There were navy blue “Hillary for President” and “Lettercarriers for Hillary” signs. Red, white and blue “Hillary: AFT” signs. Green and white “AFSCME for Hillary” signs. Black on yellow “Hillary: SMART Choice” signs. Yellow on black “IUPAT for Hillary” signs. Red and white “Women for Hillary” signs. Small white “Real Men Vote Hillary Signs.” A giant, Pop Art poster of Clinton in profile, with beams of light emanating from her head. Last night, there was even a handmade sign somewhere in the University of Pennsylvania’s Palestra basketball arena, where the New York senator held her final rally before the opening of the Pennsylvania polls, that said “Hillary”–in (appropriately enough) a rainbow of colors. The only thing missing: a “Signmakers for Hillary” sign. I imagine they’re in her corner now, too.

If it weren’t for the fact that the word “Hillary” was written on everything in sight, a casual observer might have mistaken last night’s expertly orchestrated spectacle for a Barack Obama rally. On stage, Bill Clinton marveled at Hillary’s ability to bring people together. “Look around you,” he drawled. “Here we are, united across all conceivable lines, without regard to race or ethnicity.
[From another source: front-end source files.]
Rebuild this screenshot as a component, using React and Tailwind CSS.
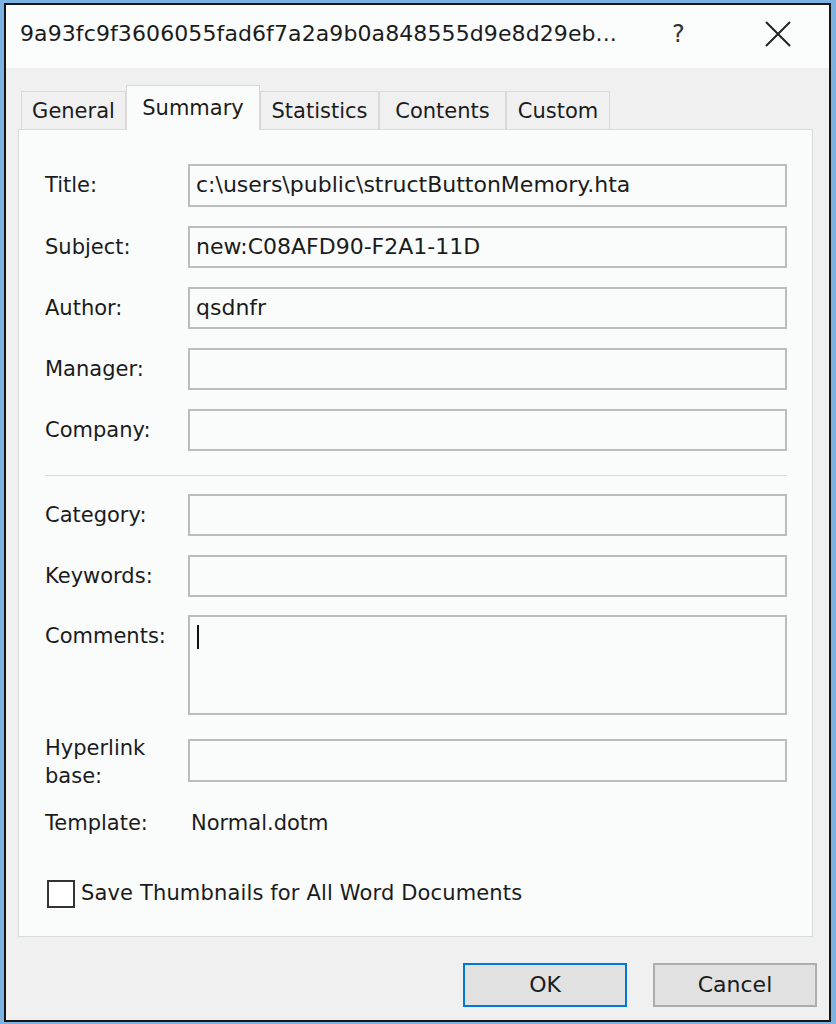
import React from 'react'

const font = { fontFamily: '"DejaVu Sans", "Liberation Sans", sans-serif' }

const Field = ({ label, value, mt, h = 'h-[42px]' }) => (
  <div className={`flex items-start ${mt}`}>
    <div className="w-[143px] shrink-0 leading-[42px]">{label}</div>
    <div className={`flex-1 ${h} border-2 border-[#bcbcbc] bg-[#fafcfc] pl-[6px] leading-[38px] text-[22px]`}>
      {value}
    </div>
  </div>
)

const Tab = ({ children, active, w }) =>
  active ? (
    <div className={`${w} h-[45px] -mb-px relative z-10 border border-b-0 border-[#d9d9d9] bg-[#fafcfc] flex items-start justify-center pt-[7px]`}>
      {children}
    </div>
  ) : (
    <div className={`${w} h-[38px] border border-b-0 border-[#d9d9d9] bg-[#f0f0f0] flex items-center justify-center pt-[3px]`}>
      {children}
    </div>
  )

export default function App() {
  return (
    <div className="w-[836px] h-[1024px] bg-[#7db3e3] pl-[4px] pt-[3px] pr-[5px] pb-[2px] text-[#1b1b1b] text-[21px]" style={font}>
      <div className="h-full border-2 border-[#151515] flex flex-col bg-[#f0f0f0]">
        {/* title bar */}
        <div className="h-[63px] bg-[#fbfcfc] flex items-center pl-[14px] pb-[6px] shrink-0">
          <span className="text-[22px] w-[652px] tracking-[0.1px]">9a93fc9f3606055fad6f7a2a9b0a848555d9e8d29eb...</span>
          <span className="text-[24px] w-[92px] text-[#333]">?</span>
          <svg width="28" height="28" viewBox="0 0 28 28" className="mt-[1px]">
            <path d="M2 2 L26 26 M26 2 L2 26" stroke="#222" strokeWidth="2" fill="none" />
          </svg>
        </div>

        <div className="flex-1 px-[12px] pt-[17px] flex flex-col">
          {/* tabs */}
          <div className="flex items-end pl-[3px]">
            <Tab w="w-[105px]">General</Tab>
            <Tab w="w-[134px]" active>Summary</Tab>
            <Tab w="w-[119px]">Statistics</Tab>
            <Tab w="w-[127px]">Contents</Tab>
            <Tab w="w-[104px]">Custom</Tab>
          </div>

          {/* panel */}
          <div className="w-[795px] h-[808px] border border-[#d9d9d9] bg-[#fafcfc] pl-[26px] pr-[25px] pt-[34px] flex flex-col">
            <Field label="Title:" value="c:\users\public\structButtonMemory.hta" h="h-[43px]" />
            <Field label="Subject:" value="new:C08AFD90-F2A1-11D" mt="mt-[19px]" />
            <Field label="Author:" value="qsdnfr" mt="mt-[19px]" />
            <Field label="Manager:" mt="mt-[19px]" />
            <Field label="Company:" mt="mt-[19px]" />

            <div className="mt-[24px] border-t border-[#dcdcdc]" />

            <Field label="Category:" mt="mt-[18px]" />
            <Field label="Keywords:" mt="mt-[19px]" />
            <div className="flex items-start mt-[18px]">
              <div className="w-[143px] shrink-0 leading-[42px]">Comments:</div>
              <div className="flex-1 h-[100px] border-2 border-[#bcbcbc] bg-[#fafcfc] pl-[7px] pt-[8px]">
                <div className="w-[2px] h-[24px] bg-[#111]" />
              </div>
            </div>
            <div className="flex items-start mt-[24px]">
              <div className="w-[143px] shrink-0 leading-[28px] -mt-[5px]">
                Hyperlink
                <br />
                base:
              </div>
              <div className="flex-1 h-[43px] border-2 border-[#bcbcbc] bg-[#fafcfc]" />
            </div>
            <div className="flex items-center h-[40px] mt-[14px]">
              <div className="w-[146px] shrink-0">Template:</div>
              <div>Normal.dotm</div>
            </div>
            <label className="flex items-center mt-[34px] ml-[2px] gap-[6px]">
              <span className="w-[28px] h-[28px] border-2 border-[#333] bg-white" />
              <span className="tracking-[0.15px]">Save Thumbnails for All Word Documents</span>
            </label>
          </div>

          {/* buttons */}
          <div className="flex justify-end gap-[26px] mt-[26px] text-[22px]">
            <button className="w-[164px] h-[44px] border-2 border-[#0078d7] bg-[#e1e1e1] leading-none">OK</button>
            <button className="w-[164px] h-[44px] border-2 border-[#adadad] bg-[#e1e1e1] leading-none">Cancel</button>
          </div>
        </div>
      </div>
    </div>
  )
}
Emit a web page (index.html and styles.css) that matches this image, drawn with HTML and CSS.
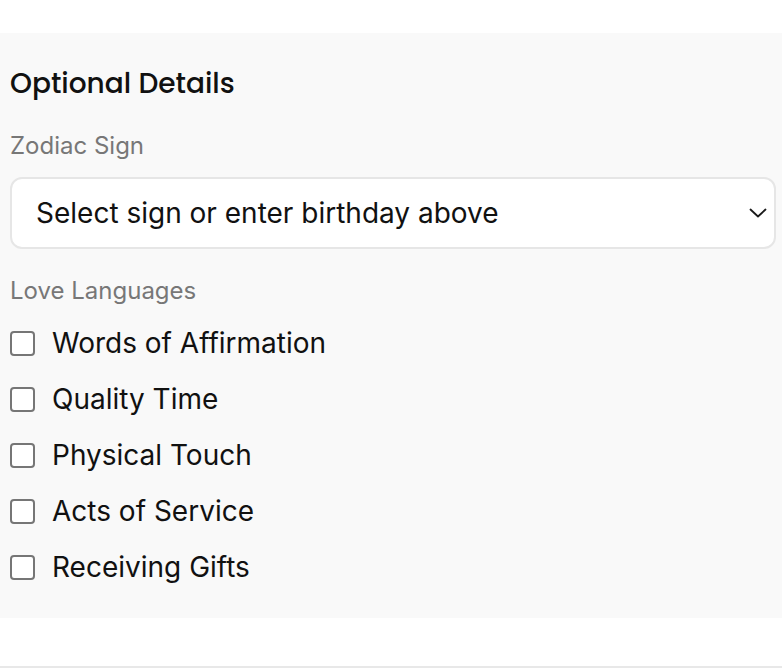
FILE: index.html
```html
<!DOCTYPE html>
<html>
<head>
<meta charset="utf-8">
<link rel="stylesheet" href="styles.css">
</head>
<body>
<div class="spacer"></div>
<section class="panel">
  <h2 class="title">Optional Details</h2>
  <div class="label">Zodiac Sign</div>
  <div class="select">
    <span>Select sign or enter birthday above</span>
    <svg class="chev" width="18" height="10" viewBox="0 0 18 10"><path d="M1.5 1.5 L9 8.5 L16.5 1.5" fill="none" stroke="#1a1a1a" stroke-width="1.8" stroke-linecap="round" stroke-linejoin="round"/></svg>
  </div>
  <div class="label label2">Love Languages</div>
  <ul class="checks">
    <li><span class="box"></span>Words of Affirmation</li>
    <li><span class="box"></span>Quality Time</li>
    <li><span class="box"></span>Physical Touch</li>
    <li><span class="box"></span>Acts of Service</li>
    <li><span class="box"></span>Receiving Gifts</li>
  </ul>
</section>
<div class="footer"></div>
</body>
</html>
```
FILE: styles.css
```css
html, body { margin: 0; padding: 0; background: #fff; }
body { font-family: Inter, "Noto Sans", sans-serif; color: #111; width: 782px; overflow: hidden; }
.spacer { height: 33px; }
.panel { background: #f9f9f9; padding: 32px 6px 20px 10px; height: 585px; box-sizing: border-box; }
.title { margin: 0; font-family: "Poppins", Inter, sans-serif; font-weight: 500; font-size: 28px; line-height: 38px; color: #111; }
.label { margin-top: 29px; font-size: 24px; line-height: 28px; color: #777; }
.select { margin-top: 17px; height: 72px; box-sizing: border-box; background: #fff; border: 2px solid #e6e6e6; border-radius: 12px; display: flex; align-items: center; justify-content: space-between; padding: 0 7px 0 24px; font-size: 28px; color: #111; }
.label2 { margin-top: 28px; }
.checks { list-style: none; margin: 10px 0 0 0; padding: 0; }
.checks li { height: 56px; display: flex; align-items: center; gap: 17px; font-size: 28px; color: #111; }
.box { width: 25px; height: 25px; box-sizing: border-box; border: 2px solid #767676; border-radius: 4px; background: #fff; flex: none; }
.footer { margin-top: 48px; border-top: 2px solid #e8e8e8; }
```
You don’t even know all the faiths represented in this room. Gay and straight, old and young and everything in between. She’s the most unconventional candidate in this race. All her life she’s been a changemaker.” The crowd of 8,000 responded, as they did to everything either he, Chelsea or Hillary said, with a thunderous roar and a trembling mosaic of posters. It was about 10:30 p.m. at that point, and Hillary had yet to speak—an atypically late start time for a candidate whose supporters tend to cluster on the Evening News end of the spectrum. But the audience looked more like Obamaniacs than Clintonistas—that is, urban undergraduate. As if to note the irony, they erupted into an almost familiar chant when Hillary finally took the stage: “Yes, She Can.” The audacity of hope, indeed.

Of course, any confusion dissolved the second Clinton started speaking—and that was precisely her point. After perfunctorily noting the historic nature of November’s vote–“this is a turning-point election in the history of our country,” she said—Clinton quickly pivoted to a laundry list of policy specifics: fuel-efficiency standards of 40 miles per gallon by 2020, 50 mpg by 2030 and 100 mpg thereafter; five million new “green-collar jobs”; a choice of 250 health care plans for the uninsured; pre-kindergarten for all; low-interest student loans from the government; 60 days to start withdrawing from Iraq; a 21st century G.I. Bill of Rights. Sure, Clinton’s final pre-primary address was almost self-consciously low-flown. But for the thousands of supporters squeezed into the Palestra, that only reinforced their main reason for backing her over Obama—he makes “speeches,” she delivers “solutions.” They cheered each name or number as if it were worthy of Cicero.

And that’s the amazing thing about Clinton’s candidacy. She may be unable to catch Obama in the pledged-delegate count, and unlikely to match him in the popular vote. She may be running out of ready cash. She may not be able to win the Democratic nomination without tearing the party in two. But despite all that—and despite a steady stream Beltway sniping about her “pesky” persistence—49.7 percent of Democrats who’ve voted so far (and a likely majority in Pennsylvania) find her more presidential, more capable or simply more inspiring than Obama. It’s hard to get a sense of that from reading the papers. But last night at the Palestra, it was abundantly clear. In the end, it’s not just Clinton who won’t go. Here in Pennsylvania–as in New Hampshire, and Ohio, and Texas–it’s her voters who won’t let her.